**STATED GOAL:** Go through the records and show each line where the word "that" occurs.

**MATERIAL PROVIDED:**
* * * *

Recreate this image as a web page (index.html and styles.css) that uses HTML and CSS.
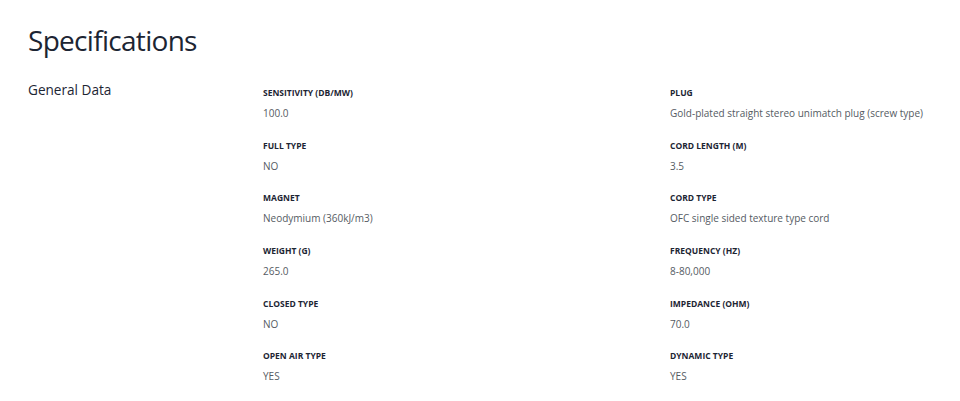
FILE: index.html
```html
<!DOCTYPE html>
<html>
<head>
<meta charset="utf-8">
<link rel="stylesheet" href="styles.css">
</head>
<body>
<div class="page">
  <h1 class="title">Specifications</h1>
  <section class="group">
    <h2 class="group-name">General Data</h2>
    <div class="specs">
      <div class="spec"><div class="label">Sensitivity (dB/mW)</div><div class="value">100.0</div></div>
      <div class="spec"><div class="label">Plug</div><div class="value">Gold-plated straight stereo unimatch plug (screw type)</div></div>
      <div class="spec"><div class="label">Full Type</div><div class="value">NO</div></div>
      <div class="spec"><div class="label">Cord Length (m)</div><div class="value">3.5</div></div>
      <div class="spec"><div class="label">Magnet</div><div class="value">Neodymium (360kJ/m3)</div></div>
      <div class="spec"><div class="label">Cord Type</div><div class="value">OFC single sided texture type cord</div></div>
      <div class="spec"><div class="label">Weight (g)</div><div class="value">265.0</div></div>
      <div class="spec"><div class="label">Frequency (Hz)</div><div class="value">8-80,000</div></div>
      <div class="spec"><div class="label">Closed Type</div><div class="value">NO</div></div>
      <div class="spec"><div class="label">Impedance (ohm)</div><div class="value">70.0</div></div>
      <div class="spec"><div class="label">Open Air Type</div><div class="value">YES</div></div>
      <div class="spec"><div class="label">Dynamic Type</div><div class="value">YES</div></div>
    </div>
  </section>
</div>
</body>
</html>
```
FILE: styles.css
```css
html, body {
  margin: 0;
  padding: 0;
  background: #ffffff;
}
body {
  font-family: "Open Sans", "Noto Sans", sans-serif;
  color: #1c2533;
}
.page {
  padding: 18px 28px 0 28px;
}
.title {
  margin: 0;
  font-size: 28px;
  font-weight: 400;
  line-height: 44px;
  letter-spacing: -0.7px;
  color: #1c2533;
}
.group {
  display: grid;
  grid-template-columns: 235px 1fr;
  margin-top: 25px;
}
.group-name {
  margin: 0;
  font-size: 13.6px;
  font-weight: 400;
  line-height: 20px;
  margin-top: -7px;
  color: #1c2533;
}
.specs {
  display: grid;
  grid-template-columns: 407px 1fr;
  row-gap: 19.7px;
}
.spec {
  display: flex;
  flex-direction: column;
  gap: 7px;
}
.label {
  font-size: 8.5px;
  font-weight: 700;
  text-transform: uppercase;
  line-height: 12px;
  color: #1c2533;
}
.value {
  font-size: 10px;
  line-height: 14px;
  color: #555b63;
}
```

* * * *

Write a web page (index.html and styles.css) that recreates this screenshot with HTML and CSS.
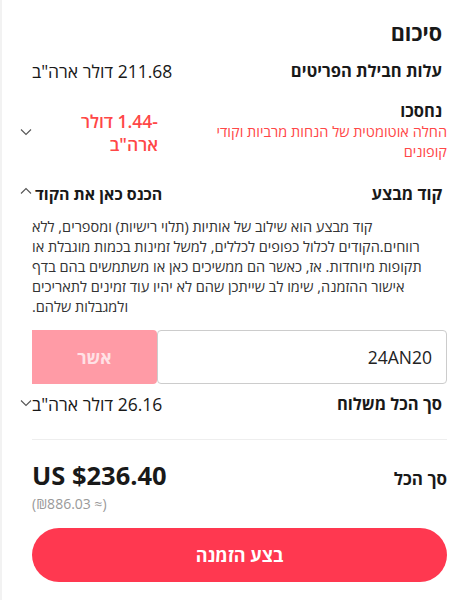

* * * *

**RESULT OF THE EXERCISE:**
Recreate this image as a web page (index.html and styles.css) that uses HTML and CSS.
Write a web page (index.html and styles.css) that recreates this screenshot with HTML and CSS.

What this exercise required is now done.